Thursday, March 18, 2021

The First Thing I Will Do after We All Get Vaccinated

     The first thing I will do is get a haircut.

    The next thing I will do is sit for an hour in my favorite coffee shop with a book and a cup of coffee and partly read and partly watch the two women chatting at the adjacent table and the checkers players across the room and the Bible study group and the student with her books and love every minute of discreet comradeship.

    The next thing I will do is have dinner with friends at a restaurant, where someone else will do the cooking and the place is noisy with laughter and clamor from young people on dates and families eating out together and an elderly couple celebrating their fiftieth wedding anniversary and all the waitpeople, unmasked, walking freely between tables, pouring wine with broad smiles, bringing steaming plates of delicious food made by the happy chef in the busy kitchen.

    Then I will get on a train for eight hours and go visit my granddaughter, and I will talk happily with the seat mate I would previously have ignored so I could read my book because although I could read my book any time during the pandemic, to have a seat mate to relate to is a treat.
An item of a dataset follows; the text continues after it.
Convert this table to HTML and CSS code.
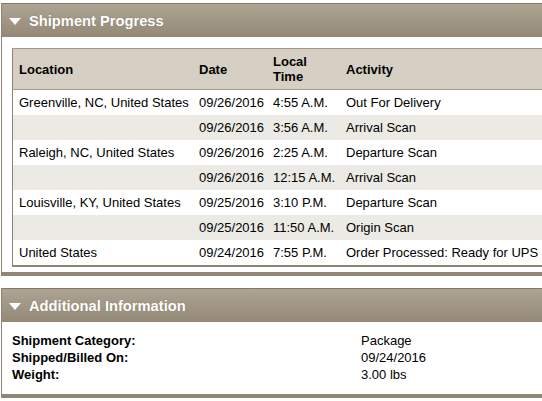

    I will say to everyone I see—the conductor on the train, the waitperson at the restaurant, the barista at the coffee shop, the hairdresser, everyone I pass on the street—"What a beautiful smile you have."

    I will say, "How nice it is to see your face."

    The next thing I will do is take a big plastic bag and pick up every piece of trash that has been collecting at the side of the road for a year, but maybe before I do that, I'll get a two-hour massage and let the trash sit for just another day.

    I will go to a concert and then to a play and then to a Fourth-of-July parade, sitting cheek by jowl with open-faced strangers, and I will smile radiantly at them as we enjoy together our common pleasures.

    I will have a grand party at my house, and everyone will eat great food and drink and talk freely without the muffle of masks, and I will hug everyone who comes in the door and again each person who leaves and probably do a lot of hugging in between, too.

    Then I will get on an airplane and go somewhere just for the experience of being on an airplane.

    I will hang my mask on a hook in the closet. I thought about burning it, but it is a symbol of our common suffering and our combined efforts to overcome this adversity, and I think I'll keep it.

    I will never do another Zoom meeting.